Dari hasil evaluasi yang telah dilakukan oleh pihak Distan dalam beberapa tahun terakhir ini kurang lebih 35 % warga atau masyarakat petani yang tinggal di daerah Transmigrasi seperti Lamunti dan Dadahup telah berpindah menjadi buruh kebun pada salah satu perusahaan perkebunan kelapa sawit.
Parahnya lagi kesemuanya justru adalah tenaga-tenaga yang masih produktif yaitu berkisar usia di bawah 35 tahun, dan yang masih tersisa adalah usinya yang dianggap sudah tak produktif lagi yaitu sekitar 50-60 tahun, dalam mengatisipasi dengan adanya perpindahan tenaga kerjanya ini pula menurut Kadistan Kapuas Ir. Afiadin Husni MP pihaknya sudah melakukan beberapa uapaya agar produktifitas tetap terjaga diwilayah tersebut, yaitu dengan percepatan mekanisasi pertanian.

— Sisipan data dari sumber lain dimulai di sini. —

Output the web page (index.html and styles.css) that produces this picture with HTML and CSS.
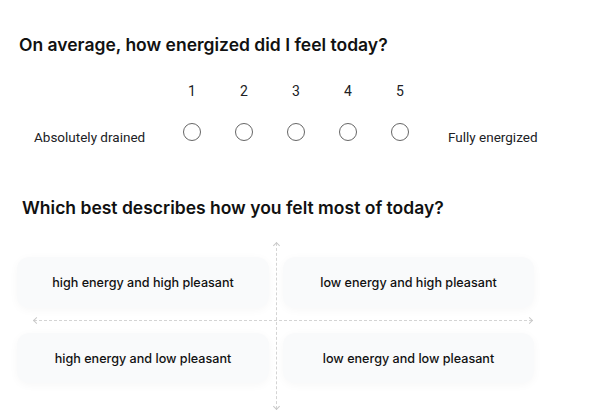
FILE: index.html
```html
<!DOCTYPE html>
<html>
<head>
<meta charset="utf-8">
<link rel="stylesheet" href="styles.css">
</head>
<body>
<section class="q1">
  <h1 class="q1-title">On average, how energized did I feel today?</h1>
  <div class="scale">
    <span class="blank"></span>
    <span class="num">1</span><span class="num">2</span><span class="num">3</span><span class="num">4</span><span class="num">5</span>
    <span class="blank"></span>
    <span class="end-label left">Absolutely drained</span>
    <span class="radio-cell"><span class="radio"></span></span>
    <span class="radio-cell"><span class="radio"></span></span>
    <span class="radio-cell"><span class="radio"></span></span>
    <span class="radio-cell"><span class="radio"></span></span>
    <span class="radio-cell"><span class="radio"></span></span>
    <span class="end-label right">Fully energized</span>
  </div>
</section>
<section class="q2">
  <h2 class="q2-title">Which best describes how you felt most of today?</h2>
  <div class="quad">
    <div class="axis-v"><span class="arrow-up"></span><span class="arrow-down"></span></div>
    <div class="axis-h"><span class="arrow-left"></span><span class="arrow-right"></span></div>
    <div class="card">high energy and high pleasant</div>
    <div class="card">low energy and high pleasant</div>
    <div class="card">high energy and low pleasant</div>
    <div class="card">low energy and low pleasant</div>
  </div>
</section>
</body>
</html>
```

FILE: styles.css
```css
html, body {
  margin: 0;
  padding: 0;
  background: #ffffff;
  width: 593px;
  height: 410px;
  overflow: hidden;
}
body {
  font-family: Roboto, "Liberation Sans", sans-serif;
  color: #202124;
}
.q1 {
  padding: 33px 0 0 19px;
}
.q1-title {
  margin: 0;
  font-family: Inter, Roboto, sans-serif;
  font-weight: 600;
  font-size: 17.5px;
  line-height: 24px;
  color: #111;
}
.scale {
  margin-top: 24px;
  margin-left: 15px;
  display: grid;
  grid-template-columns: 132px repeat(5, 52px) 1fr;
  grid-template-rows: 20px 22px;
  row-gap: 20px;
  align-items: center;
}
.num {
  text-align: center;
  font-size: 14px;
  color: #202124;
}
.end-label {
  font-size: 13.5px;
  color: #202124;
  position: relative;
  top: 5px;
}
.end-label.right {
  padding-left: 22px;
}
.radio-cell {
  display: flex;
  justify-content: center;
}
.radio {
  width: 16px;
  height: 16px;
  border: 1.6px solid #666;
  border-radius: 50%;
}
.q2 {
  padding: 53px 0 0 22px;
}
.q2-title {
  margin: 0;
  font-family: Inter, Roboto, sans-serif;
  font-weight: 600;
  font-size: 17.5px;
  line-height: 24px;
  color: #111;
}
.quad {
  position: relative;
  margin: 23px 0 0 -5px;
  width: 518px;
  padding-top: 14px;
  display: grid;
  grid-template-columns: 252px 251px;
  grid-template-rows: 51px 50px;
  column-gap: 14px;
  row-gap: 25px;
}
.card {
  position: relative;
  z-index: 1;
  background: #f9fafb;
  border-radius: 12px;
  box-shadow: 0 2px 10px rgba(0, 0, 0, 0.035);
  display: flex;
  align-items: center;
  justify-content: center;
  font-family: Inter, Roboto, sans-serif;
  font-weight: 500;
  font-size: 12.6px;
  color: #111;
}
.axis-v {
  position: absolute;
  left: 259px;
  top: 0;
  height: 166px;
  border-left: 1px dashed #d4d4d4;
}
.axis-h {
  position: absolute;
  left: 17px;
  top: 77px;
  width: 498px;
  border-top: 1px dashed #d4d4d4;
}
.arrow-up, .arrow-down, .arrow-left, .arrow-right {
  position: absolute;
  width: 4px;
  height: 4px;
  border-color: #c8c8c8;
  border-style: solid;
  border-width: 0;
}
.arrow-up {
  top: 0;
  left: -3.5px;
  border-top-width: 1px;
  border-left-width: 1px;
  transform: rotate(45deg);
}
.arrow-down {
  bottom: 0;
  left: -3.5px;
  border-bottom-width: 1px;
  border-right-width: 1px;
  transform: rotate(45deg);
}
.arrow-left {
  left: 0;
  top: -3.5px;
  border-bottom-width: 1px;
  border-left-width: 1px;
  transform: rotate(45deg);
}
.arrow-right {
  right: 0;
  top: -3.5px;
  border-top-width: 1px;
  border-right-width: 1px;
  transform: rotate(45deg);
}
```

Namun demikian dirinya tak menyangkal bahwa dengan adanya perpindahan itu pasti akan berimbas kepada hasil “Saya tak menyangkal akan terjadinya penurunan produktifitas di kawasan areal dadahup dan sekitarnya, namun demikian kami akan terus lakukan berbagai upaya agar produktifitas gabah diwilayah/kawasan tersebut tetap terjaga”Kata Afiadin kala dibincangi Tabengan Sabtu (6/11) siang.

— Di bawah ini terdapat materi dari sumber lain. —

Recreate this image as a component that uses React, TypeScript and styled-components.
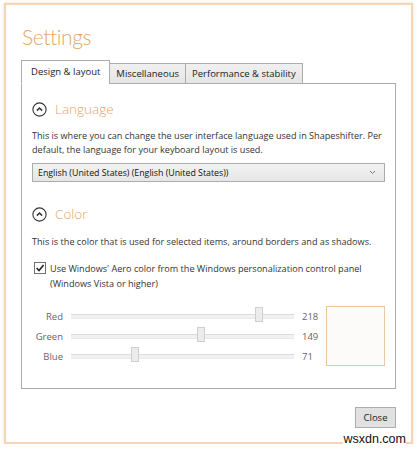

Menurut afiadin lagi dalam rangka penguatan dalam mempertahankan kawasan itu agar terjaga serta tak terjadi alih fungsi lahan, dirinya sudah memerintahkan kepada seluruh tenaga penyuluh lapanganya agar selalu giat lagi dalam memberikan seosialisasi terkait dengan percepatan menuju arah mekanisasi pertanian yang seyogyanya akan ditargetkan dan digeber pada tahun 2013 nanti menjadi paling tidak pada tahun 2011 atau 2012 ini.
Dari hasil investigasi lapangan yang dilakukan wartawan Koran ini kenapa masyarakat petani di darah kawasan eks PLG atau Transmigarsi Lamunti dan Dadahup lebih tertarik menjadi buruh atau karyawan pada perusahaan Perkebunan , hal ini dikarenakan besaran upah yang mereka terima yaitu sekitar Rp 41 ribu / 7 jam dan mereka tak perlu mengeluarkan banyak modal namun hanya tenaga sudah bias mendapatkan uang, sedangkan kalau mengolah lahan pertanianya tentunya perlu banyak modal baik dalam hal mengeluarkan upah pada saat menanam dan menanam , pembelian pupuk serta juga tenaga lebih.

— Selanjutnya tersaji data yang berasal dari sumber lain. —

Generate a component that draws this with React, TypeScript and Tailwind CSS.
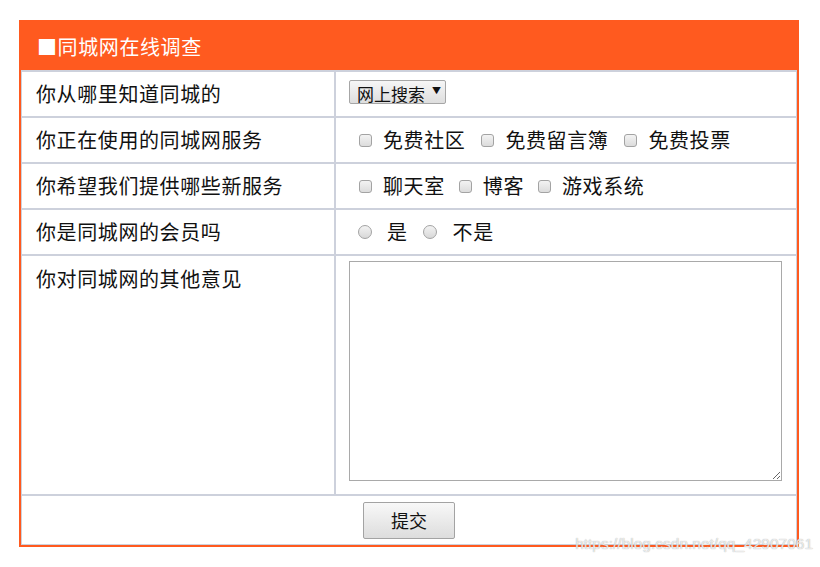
import type { ReactNode } from 'react'

const font = { fontFamily: '"Noto Sans CJK SC", "Noto Sans", sans-serif' }

function Checkbox() {
  return (
    <span className="inline-block h-[13px] w-[13px] shrink-0 rounded-[3px] border border-[#a3a3a3] bg-gradient-to-b from-[#f3f3f3] to-[#dcdcdc]" />
  )
}

function Radio() {
  return (
    <span className="inline-block h-[14px] w-[14px] shrink-0 rounded-full border border-[#a3a3a3] bg-gradient-to-b from-[#f3f3f3] to-[#d8d8d8]" />
  )
}

function Option({ kind, label, gap }: { kind: 'check' | 'radio'; label: string; gap: string }) {
  return (
    <label className={`flex items-center ${gap}`}>
      {kind === 'check' ? <Checkbox /> : <Radio />}
      <span>{label}</span>
    </label>
  )
}

function Row({ label, children }: { label: string; children: ReactNode }) {
  return (
    <div className="grid h-[46px] grid-cols-[314px_1fr] border-t-2 border-[#cdd1dc]">
      <div className="flex items-center border-r-2 border-[#cdd1dc] pl-[14px]">{label}</div>
      <div className="flex items-center">{children}</div>
    </div>
  )
}

export default function App() {
  return (
    <div className="min-h-[567px] bg-white pt-[20px] pl-[19px]" style={font}>
      <div className="relative w-[780px] border-2 border-[#ff5a1f] text-[20px] tracking-[0.6px] text-[#111]">
        <div className="flex h-[48px] items-center bg-[#ff5a1f] pt-[2px] pl-[16px] text-white">■同城网在线调查</div>
        <div className="border-x border-b border-[#cdd1dc]">
          <Row label="你从哪里知道同城的">
            <div className="mb-[5px] ml-[13px] flex h-[24px] w-[97px] items-center rounded-[2px] border border-[#a6a6a6] bg-gradient-to-b from-[#f6f6f6] to-[#dedede] pt-[3px] pl-[7px] text-[17px] leading-[19px] tracking-normal">
              <span>网上搜索</span>
              <span className="mb-[6px] ml-[7px] text-[9px] leading-none">▼</span>
            </div>
          </Row>
          <Row label="你正在使用的同城网服务">
            <div className="flex items-center gap-[16px] pl-[23px]">
              <Option kind="check" label="免费社区" gap="gap-[11px]" />
              <Option kind="check" label="免费留言簿" gap="gap-[11px]" />
              <Option kind="check" label="免费投票" gap="gap-[11px]" />
            </div>
          </Row>
          <Row label="你希望我们提供哪些新服务">
            <div className="flex items-center gap-[14px] pl-[23px]">
              <Option kind="check" label="聊天室" gap="gap-[11px]" />
              <Option kind="check" label="博客" gap="gap-[11px]" />
              <Option kind="check" label="游戏系统" gap="gap-[11px]" />
            </div>
          </Row>
          <Row label="你是同城网的会员吗">
            <div className="flex items-center gap-[15px] pl-[22px]">
              <Option kind="radio" label="是" gap="gap-[15px]" />
              <Option kind="radio" label="不是" gap="gap-[16px]" />
            </div>
          </Row>
          <div className="grid h-[240px] grid-cols-[314px_1fr] border-t-2 border-[#cdd1dc]">
            <div className="border-r-2 border-[#cdd1dc] pt-[8px] pl-[14px] leading-[30px]">你对同城网的其他意见</div>
            <div className="pt-[5px] pr-[14px] pl-[13px]">
              <textarea className="block h-[220px] w-full border border-[#a9a9a9] bg-white text-[14px] outline-none" />
            </div>
          </div>
          <div className="flex h-[50px] items-center justify-center border-t-2 border-[#cdd1dc]">
            <button
              type="button"
              className="h-[37px] w-[92px] rounded-[2px] border border-[#a3a3a3] bg-gradient-to-b from-[#f8f8f8] to-[#dddddd] text-[18px] tracking-normal text-[#111]"
            >
              提交
            </button>
          </div>
        </div>
        <span
          className="absolute right-[-16px] bottom-[-10px] text-[15.5px] tracking-normal text-[rgba(255,255,255,0.75)] [text-shadow:0_0_1px_#9a9a9a]"
          style={{ fontFamily: '"Liberation Sans", Arial, sans-serif' }}
        >
          https://blog.csdn.net/qq_42907061
        </span>
      </div>
    </div>
  )
}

Seperti yang dikatakan Marwah (44) dan Rahmi (38) warga Lamunti A-2 asal Jawa Timur misalnya, selama kurun waktu 13 tahun ini menetap di areal Trans UPT Lamunti hidupnya hanya bertani namun penghasilan terkadang hanya cukup untuk kebutuhan sehari-hari saja, Nmun dengan menjadi buruh kebun dirinyapun dapat membantu suaminya untuk kebutuhan hidup dan sekolah anaknya.
Lain lagi yang dikatakan oleh Basuni (55) warga Dadahup G-1 yang berasal dari Trans Lokal yaitu Anjir Serapat km 5,5, yang menetap sedari awal pelaksanaan Trans ini, sejak bekerja sebagai buruh lapangan pada bibitan dirinya terpaksa meninggalkan pekerjaan lamnya sebagai petani, bahkan menurutnya lahan pertanianya yang ada akan diikutkan sebagai kawasan plasma “Dari pada tak saya kerjakan karena saya bekerja disini, lebih baik saya ikutkan plasma saja pak”Kata Basuni. (yul).